Stated exercise
Wherever a line in the data below holds "components", copy that line.

Data extract
:::::
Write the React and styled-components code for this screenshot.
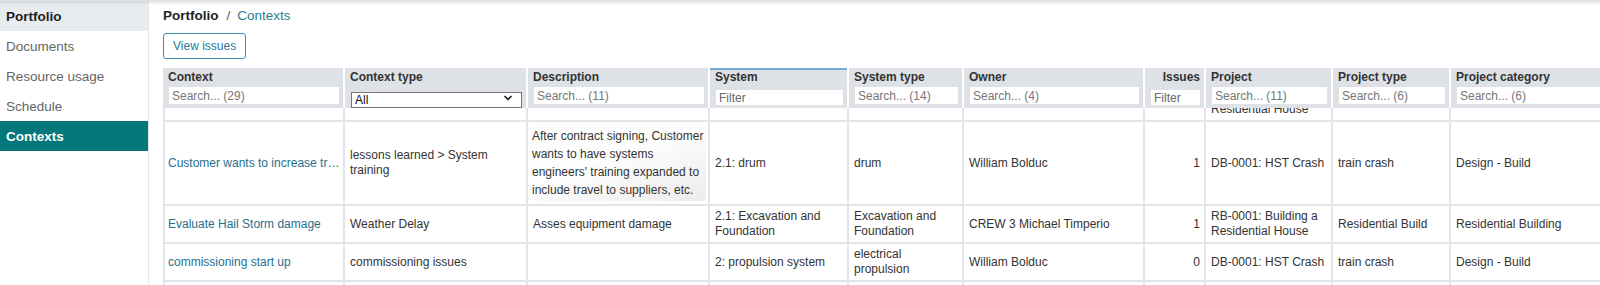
import styled, { createGlobalStyle } from "styled-components";
import { ChevronDown } from "lucide-react";

const GlobalStyle = createGlobalStyle`
  html, body {
    margin: 0;
    padding: 0;
    background: #fff;
  }
  body {
    font-family: "Liberation Sans", Arial, sans-serif;
    color: #333;
    overflow: hidden;
  }
  * {
    box-sizing: border-box;
  }
`;

const COLUMNS = "182px 183px 182px 139px 115px 181px 61px 127px 118px 240px";
const LINE = "#e1e4e8";

const Page = styled.div`
  position: relative;
  display: flex;
  height: 285px;
  overflow: hidden;
`;

const TopShade = styled.div`
  position: absolute;
  top: 0;
  left: 0;
  right: 0;
  height: 5px;
  background: linear-gradient(rgba(0, 0, 0, 0.13), rgba(0, 0, 0, 0));
  pointer-events: none;
  z-index: 5;
`;

const Sidebar = styled.nav`
  width: 149px;
  flex-shrink: 0;
  padding-top: 1px;
  border-right: 1px solid #e8e8e8;
`;

const NavItem = styled.a`
  display: flex;
  align-items: center;
  height: 30px;
  padding-left: 6px;
  font-size: 13.5px;
  text-decoration: none;
  color: ${(p) => (p.$active ? "#fff" : p.$root ? "#222" : "#666")};
  background: ${(p) => (p.$active ? "#04777b" : p.$root ? "#e9ecef" : "transparent")};
  font-weight: ${(p) => (p.$active || p.$root ? 700 : 400)};
`;

const Main = styled.main`
  flex: 1;
  min-width: 0;
  padding-left: 14px;
  overflow: hidden;
`;

const Breadcrumb = styled.div`
  height: 26px;
  padding-top: 6px;
  line-height: 20px;
  font-size: 13.5px;
  color: #222;

  b {
    font-weight: 700;
  }
  .sep {
    color: #555;
    padding: 0 7px 0 8px;
  }
  .current {
    color: #2f7d95;
  }
`;

const Button = styled.button`
  display: block;
  margin-top: 7px;
  height: 26px;
  padding: 0 9px;
  background: #fff;
  border: 1px solid #3e8db0;
  border-radius: 3px;
  color: #2d7a98;
  font-family: inherit;
  font-size: 12px;
`;

const Table = styled.div`
  margin-top: 9px;
  width: max-content;
`;

const Row = styled.div`
  display: grid;
  grid-template-columns: ${COLUMNS};
  height: ${(p) => p.$height || "auto"};
`;

const HeadCell = styled.div`
  display: flex;
  flex-direction: column;
  align-items: ${(p) => (p.$right ? "flex-end" : "stretch")};
  height: 40px;
  padding: 2px 4px 0 5px;
  background: #dee2e6;
  border-right: 2px solid #fff;
  box-shadow: ${(p) => (p.$sorted ? "inset 0 2px 0 #79a9cf" : "none")};
`;

const HeadTitle = styled.div`
  font-size: 12px;
  font-weight: 700;
  line-height: 15px;
  color: #333;
  white-space: nowrap;
`;

const SearchInput = styled.input`
  display: block;
  width: calc(100% - 1px);
  margin: ${(p) => (p.$compact ? "5px 0 0 1px" : "2px 0 0 1px")};
  height: ${(p) => (p.$compact ? "15px" : "17px")};
  padding: 0 3px;
  border: none;
  outline: none;
  background: #fff;
  font-family: inherit;
  font-size: 12px;
  color: #333;

  &::placeholder {
    color: ${(p) => (p.$compact ? "#666" : "#777")};
  }
`;

const SelectWrap = styled.div`
  position: relative;
  margin: 5px 0 0 1px;
  height: 16px;

  svg {
    position: absolute;
    right: 8px;
    top: 2px;
    pointer-events: none;
    color: #222;
  }
`;

const Select = styled.select`
  appearance: none;
  width: 100%;
  height: 16px;
  padding: 0 3px;
  border: 1px solid #767676;
  border-radius: 0;
  background: #fff;
  font-family: inherit;
  font-size: 12px;
  line-height: 14px;
  color: #111;
`;

const Cell = styled.div`
  display: flex;
  align-items: ${(p) => (p.$bottom ? "flex-end" : "center")};
  justify-content: ${(p) => (p.$right ? "flex-end" : "flex-start")};
  min-width: 0;
  overflow: hidden;
  padding: ${(p) => (p.$bottom ? "0 4px 3px 5px" : "3px 4px 3px 5px")};
  border-right: 2px solid ${LINE};
  border-bottom: 2px solid ${LINE};
  font-size: 12px;
  line-height: 15px;
  color: #333;

  &:first-child {
    border-left: 2px solid ${LINE};
    padding-left: 3px;
    padding-right: 1px;
  }
`;

const DescCell = styled(Cell)`
  padding: 3px 2px;
`;

const DescBox = styled.div`
  width: 100%;
  padding: 2px 2px;
  border-radius: 4px;
  line-height: 18px;
  background: linear-gradient(160deg, #fdfdfd 45%, #ececec);
`;

const Link = styled.a`
  color: #276f8d;
  text-decoration: none;
  white-space: nowrap;
  overflow: hidden;
  text-overflow: ellipsis;
  min-width: 0;
`;

const headers = [
  { title: "Context", filter: "Search... (29)" },
  { title: "Context type", select: true },
  { title: "Description", filter: "Search... (11)" },
  { title: "System", filter: "Filter", compact: true, sorted: true },
  { title: "System type", filter: "Search... (14)" },
  { title: "Owner", filter: "Search... (4)" },
  { title: "Issues", filter: "Filter", compact: true, right: true },
  { title: "Project", filter: "Search... (11)" },
  { title: "Project type", filter: "Search... (6)" },
  { title: "Project category", filter: "Search... (6)" },
];

const rows = [
  {
    context: "Customer wants to increase training scope for engineers",
    type: "lessons learned > System training",
    description:
      "After contract signing, Customer wants to have systems engineers' training expanded to include travel to suppliers, etc.",
    system: "2.1: drum",
    systemType: "drum",
    owner: "William Bolduc",
    issues: 1,
    project: "DB-0001: HST Crash",
    projectType: "train crash",
    category: "Design - Build",
  },
  {
    context: "Evaluate Hail Storm damage",
    type: "Weather Delay",
    description: "Asses equipment damage",
    system: "2.1: Excavation and Foundation",
    systemType: "Excavation and Foundation",
    owner: "CREW 3 Michael Timperio",
    issues: 1,
    project: "RB-0001: Building a Residential House",
    projectType: "Residential Build",
    category: "Residential Building",
  },
  {
    context: "commissioning start up",
    type: "commissioning issues",
    description: "",
    system: "2: propulsion system",
    systemType: "electrical propulsion",
    owner: "William Bolduc",
    issues: 0,
    project: "DB-0001: HST Crash",
    projectType: "train crash",
    category: "Design - Build",
  },
];

function HeaderRow() {
  return (
    <Row>
      {headers.map((h) => (
        <HeadCell key={h.title} $right={h.right} $sorted={h.sorted}>
          <HeadTitle>{h.title}</HeadTitle>
          {h.select ? (
            <SelectWrap>
              <Select defaultValue="all">
                <option value="all">All</option>
              </Select>
              <ChevronDown size={12} strokeWidth={3.5} />
            </SelectWrap>
          ) : (
            <SearchInput placeholder={h.filter} $compact={h.compact} />
          )}
        </HeadCell>
      ))}
    </Row>
  );
}

function DataRow({ row }) {
  const long = row.description.length > 40;
  return (
    <Row>
      <Cell>
        <Link href="#">{row.context}</Link>
      </Cell>
      <Cell>{row.type}</Cell>
      {long ? (
        <DescCell>
          <DescBox>{row.description}</DescBox>
        </DescCell>
      ) : (
        <Cell>{row.description}</Cell>
      )}
      <Cell>{row.system}</Cell>
      <Cell>{row.systemType}</Cell>
      <Cell>{row.owner}</Cell>
      <Cell $right>{row.issues}</Cell>
      <Cell>{row.project}</Cell>
      <Cell>{row.projectType}</Cell>
      <Cell>{row.category}</Cell>
    </Row>
  );
}

export default function App() {
  return (
    <>
      <GlobalStyle />
      <Page>
        <TopShade />
        <Sidebar>
          <NavItem href="#" $root>
            Portfolio
          </NavItem>
          <NavItem href="#">Documents</NavItem>
          <NavItem href="#">Resource usage</NavItem>
          <NavItem href="#">Schedule</NavItem>
          <NavItem href="#" $active>
            Contexts
          </NavItem>
        </Sidebar>
        <Main>
          <Breadcrumb>
            <b>Portfolio</b>
            <span className="sep">/</span>
            <span className="current">Contexts</span>
          </Breadcrumb>
          <Button>View issues</Button>
          <Table>
            <HeaderRow />
            <Row $height="14px">
              {headers.map((h, i) => (
                <Cell key={h.title} $bottom>
                  {i === 7 ? "RB-0001: Building a Residential House" : ""}
                </Cell>
              ))}
            </Row>
            {rows.map((row) => (
              <DataRow key={row.context} row={row} />
            ))}
            <Row $height="20px">
              {headers.map((h) => (
                <Cell key={h.title} />
              ))}
            </Row>
          </Table>
        </Main>
      </Page>
    </>
  );
}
:::::
Task answer
Write the React and styled-components code for this screenshot.
import styled, { createGlobalStyle } from "styled-components";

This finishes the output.